The study was designed as a comparison with chlorambucil single-agent. It was primarily tested in older patients for whom, at the time, chlorambucil was one of the standards of care.

Initial results with about 18 months of follow up demonstrated highly significant progression-free survival and, in fact, also demonstrated an overall survival benefit for patients receiving Imbruvica compared to chlorambucil.

With the current report of RESONATE-2, we provided updates to both efficacy and safety. At this report, with up to seven years of follow up, the median progression-free survival has not yet been reached for these patients with previously untreated CLL who were randomized to Imbruvica.

More than half of these patients are alive and without relapse of their CLL, and complete response rates continue to increase.

One thing that's very exciting is that this PFS benefit is actually very similar across patients with different ages, clinical stages, and risk factors, notably including patients with the increased genomic risk factors of unmutated IGHV, which was 58% of enrolled patients, and deletion 11q present in 22% of patients.

These patients, in particular, with unmutated IGHV and deletion 11q, were able to benefit from 89% and 97% reductions in the risk of progression or death with treatment with Imbruvica compared to chlorambucil.

This is also the longest survival follow up available for any BTK inhibitor, and at this time with an average of about six and a half years of treatment, 78% of patients treated with Imbruvica are still alive.

One unique aspect to this current report is that we evaluated the frequency of the use of proton-pump inhibitors and other supportive important medications.
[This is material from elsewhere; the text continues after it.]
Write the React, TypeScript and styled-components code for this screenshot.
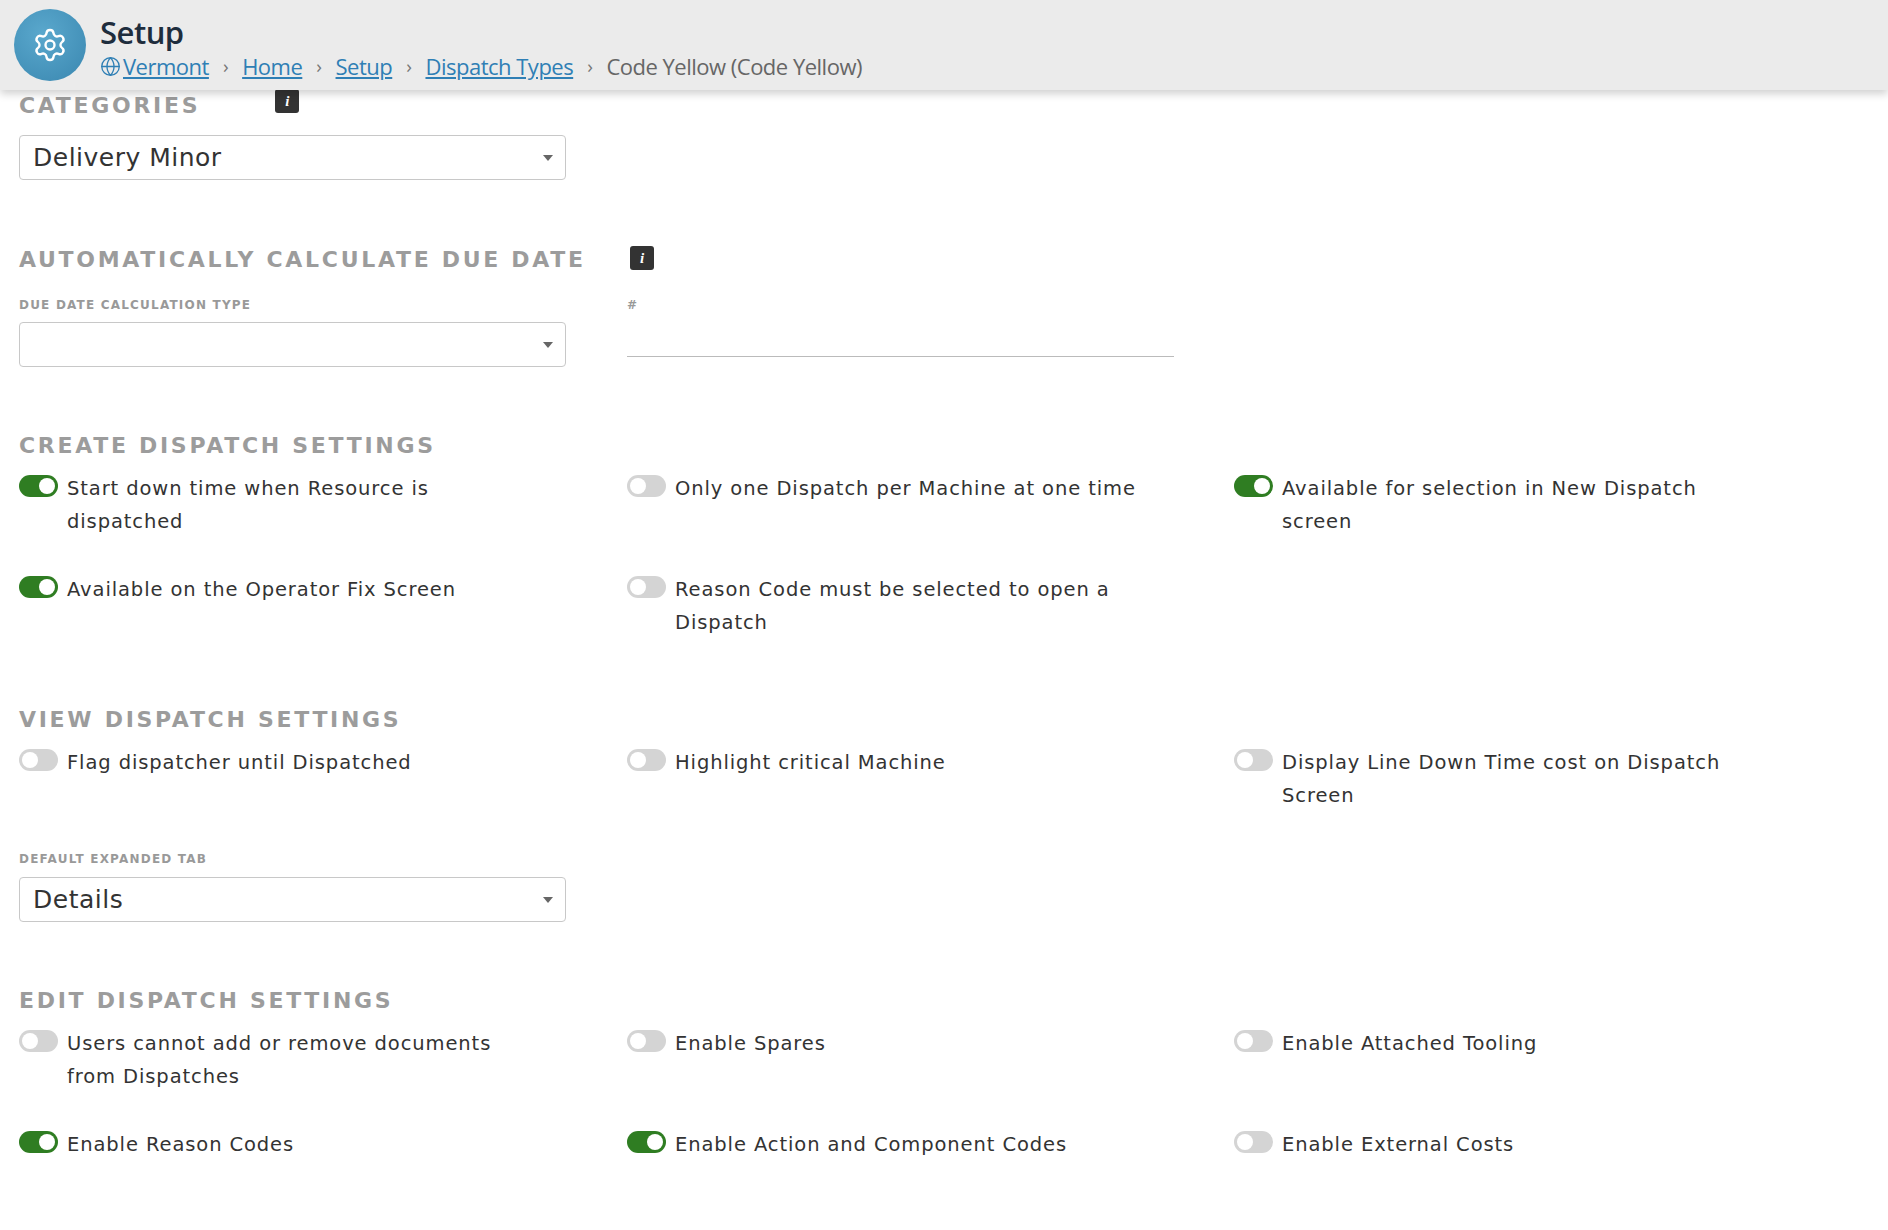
import React from "react";
import styled, { createGlobalStyle } from "styled-components";
import { Settings, Globe } from "lucide-react";

const GlobalStyle = createGlobalStyle`
  body { margin: 0; background: #fff; font-family: "DejaVu Sans", Verdana, sans-serif; }
`;

const Header = styled.header`
  height: 90px;
  background: #ebebeb;
  box-shadow: 0 4px 8px rgba(0, 0, 0, 0.18);
  display: flex;
  align-items: center;
  padding-left: 14px;
  gap: 14px;
  position: relative;
  z-index: 2;
`;

const IconCircle = styled.div`
  width: 72px;
  height: 72px;
  border-radius: 50%;
  background: radial-gradient(circle at 40% 35%, #5aa8cd, #3a87b0);
  display: flex;
  align-items: center;
  justify-content: center;
  color: #fff;
`;

const TitleBox = styled.div`
  display: flex;
  flex-direction: column;
  font-family: "Open Sans", "Noto Sans", sans-serif;
  margin-top: 4px;
`;

const Title = styled.div`
  font-size: 31px;
  font-weight: 600;
  color: #1e2d3d;
  line-height: 38px;
  letter-spacing: -0.5px;
`;

const Crumbs = styled.div`
  display: flex;
  align-items: center;
  font-size: 22px;
  color: #666;
  letter-spacing: -0.5px;
  gap: 14px;
`;

const Crumb = styled.a`
  color: #2f7fb5;
  text-decoration: underline;
  display: inline-flex;
  align-items: center;
  gap: 2px;
`;

const Sep = styled.span`
  color: #777;
  font-size: 19px;
`;

const Content = styled.main`
  padding: 3px 20px 40px 19px;
`;

const Grid = styled.div`
  display: grid;
  grid-template-columns: 608px 607px 560px;
  row-gap: 36px;
`;

const HeadingRow = styled(Grid)<{ $top: number }>`
  margin-top: ${(p) => p.$top}px;
  align-items: center;
`;

const Heading = styled.h2`
  margin: 0;
  font-size: 22px;
  line-height: 26px;
  font-weight: 700;
  letter-spacing: 2.7px;
  color: #9c9c9c;
  white-space: nowrap;
`;

const Info = styled.span<{ $shift?: number }>`
  width: 24px;
  height: 24px;
  border-radius: 3px;
  background: #333;
  color: #fff;
  font-size: 15px;
  font-style: italic;
  font-weight: 700;
  display: inline-flex;
  align-items: center;
  justify-content: center;
  font-family: "Liberation Serif", serif;
  letter-spacing: 0;
  margin-left: ${(p) => p.$shift ?? 0}px;
  margin-top: -4px;
  vertical-align: top;
`;

const Small = styled.div`
  font-size: 12px;
  letter-spacing: 1.2px;
  color: #999;
  font-weight: 600;
  line-height: 14px;
`;

const Select = styled.div<{ $top: number }>`
  margin-top: ${(p) => p.$top}px;
  width: 547px;
  height: 45px;
  box-sizing: border-box;
  border: 1px solid #c8c8c8;
  border-radius: 4px;
  display: flex;
  align-items: center;
  padding: 0 12px 0 13px;
  font-size: 25px;
  letter-spacing: 0.5px;
  color: #333;
  &::after {
    content: "";
    margin-left: auto;
    border-left: 5px solid transparent;
    border-right: 5px solid transparent;
    border-top: 6px solid #666;
  }
`;

const DueRow = styled(Grid)`
  margin-top: 25px;
`;

const UnderInput = styled.div`
  width: 547px;
  margin-top: 10px;
  height: 34px;
  border-bottom: 1px solid #bbb;
`;

const Options = styled(Grid)`
  margin-top: 14px;
`;

const Option = styled.div`
  display: flex;
  align-items: flex-start;
  gap: 9px;
  font-size: 19.5px;
  letter-spacing: 0.9px;
  line-height: 32.5px;
  color: #333;
`;

const Toggle = styled.span<{ $on: boolean }>`
  flex: none;
  width: 39px;
  height: 22px;
  margin-top: 2px;
  border-radius: 11px;
  background: ${(p) => (p.$on ? "#2f7d22" : "#d4d4d4")};
  position: relative;
  &::after {
    content: "";
    position: absolute;
    top: 3px;
    left: ${(p) => (p.$on ? "20px" : "3px")};
    width: 16px;
    height: 16px;
    border-radius: 50%;
    background: #fff;
  }
`;

const OptText = styled.span`
  max-width: 470px;
`;

type Opt = [boolean, string] | null;

const OptionGrid = ({ items }: { items: Opt[] }) => (
  <Options>
    {items.map((o, i) =>
      o ? (
        <Option key={i}>
          <Toggle $on={o[0]} />
          <OptText>{o[1]}</OptText>
        </Option>
      ) : (
        <div key={i} />
      )
    )}
  </Options>
);

export default function App() {
  return (
    <>
      <GlobalStyle />
      <Header>
        <IconCircle>
          <Settings size={36} strokeWidth={1.6} />
        </IconCircle>
        <TitleBox>
          <Title>Setup</Title>
          <Crumbs>
            <Crumb>
              <Globe size={21} strokeWidth={1.5} />
              Vermont
            </Crumb>
            <Sep>›</Sep>
            <Crumb>Home</Crumb>
            <Sep>›</Sep>
            <Crumb>Setup</Crumb>
            <Sep>›</Sep>
            <Crumb>Dispatch Types</Crumb>
            <Sep>›</Sep>
            <span>Code Yellow (Code Yellow)</span>
          </Crumbs>
        </TitleBox>
      </Header>
      <Content>
        <HeadingRow $top={0}>
          <Heading>
            CATEGORIES
            <Info $shift={75}>i</Info>
          </Heading>
        </HeadingRow>
        <Select $top={16}>Delivery Minor</Select>

        <HeadingRow $top={67}>
          <Heading>AUTOMATICALLY CALCULATE DUE DATE</Heading>
          <div>
            <Info $shift={3}>i</Info>
          </div>
        </HeadingRow>
        <DueRow>
          <div>
            <Small>DUE DATE CALCULATION TYPE</Small>
            <Select $top={10} />
          </div>
          <div>
            <Small>#</Small>
            <UnderInput />
          </div>
        </DueRow>

        <HeadingRow $top={66}>
          <Heading>CREATE DISPATCH SETTINGS</Heading>
        </HeadingRow>
        <OptionGrid
          items={[
            [true, "Start down time when Resource is dispatched"],
            [false, "Only one Dispatch per Machine at one time"],
            [true, "Available for selection in New Dispatch screen"],
            [true, "Available on the Operator Fix Screen"],
            [false, "Reason Code must be selected to open a Dispatch"],
            null,
          ]}
        />

        <HeadingRow $top={68}>
          <Heading>VIEW DISPATCH SETTINGS</Heading>
        </HeadingRow>
        <OptionGrid
          items={[
            [false, "Flag dispatcher until Dispatched"],
            [false, "Highlight critical Machine"],
            [false, "Display Line Down Time cost on Dispatch Screen"],
          ]}
        />
        <div style={{ marginTop: 40 }}>
          <Small>DEFAULT EXPANDED TAB</Small>
          <Select $top={11}>Details</Select>
        </div>

        <HeadingRow $top={66}>
          <Heading>EDIT DISPATCH SETTINGS</Heading>
        </HeadingRow>
        <OptionGrid
          items={[
            [false, "Users cannot add or remove documents from Dispatches"],
            [false, "Enable Spares"],
            [false, "Enable Attached Tooling"],
            [true, "Enable Reason Codes"],
            [true, "Enable Action and Component Codes"],
            [false, "Enable External Costs"],
          ]}
        />
      </Content>
    </>
  );
}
Proton-pump inhibitors were used in about 56% of patients on ibrutinib and 36% of patients on the chlorambucil arm.

The report also includes information about the use of antithrombotic medications that are used to treat and prevent blood clots, as well as antihypertensive medications.

Finally, we always need to address safety. The adverse events in this follow up remain similar to those reported previously. Fortunately, no new safety signals have been identified.

We also looked at how adjustments of Imbruvica dosing with active dose management holds or reductions help to address adverse events and enable most patients to continue benefiting from Imbruvica treatment.

How might this data possibly impact future clinical practice?

These findings are of immediate application to the many thousands of patients with CLL who are being treated with Imbruvica worldwide. Providing the results that we have seen with long-term treatment help them understand what results they might experience and helps to support patients with their Imbruvica treatment pathway.

It also helps to inform the physicians that are helping to treat those patients, and the things that they should watch out for so that they can fully support their patients during this treatment.

Do you plan on expanding upon this research?

The research in this study led to follow-on studies evaluating Imbruvica-based regimens versus the chemoimmunotherapy standards of GC, BR, and FCR, and more recently, has led directly to the clinical studies of the fixed-duration combination of Imbruvica with venetoclax in the front-line setting.

These are the CAPTIVATE and GLOW studies, which together have explored this combination in broad patient populations, including those with increased genomic risk factors like deletion 17p and unmutated IGHV.

Is there anything else you would like to add about the RESONATE-2 study today?

We are excited by these important results for patients with CLL as they get treated in various places around the world.

We are excited to be able to continue our work to explore how ibrutinib can benefit patients, both as single-agent treatments as in RESONATE-2, as well as in exciting new combinations such as the Imbruvica plus venetoclax fixed-duration regimens explored in CAPTIVATE and GLOW.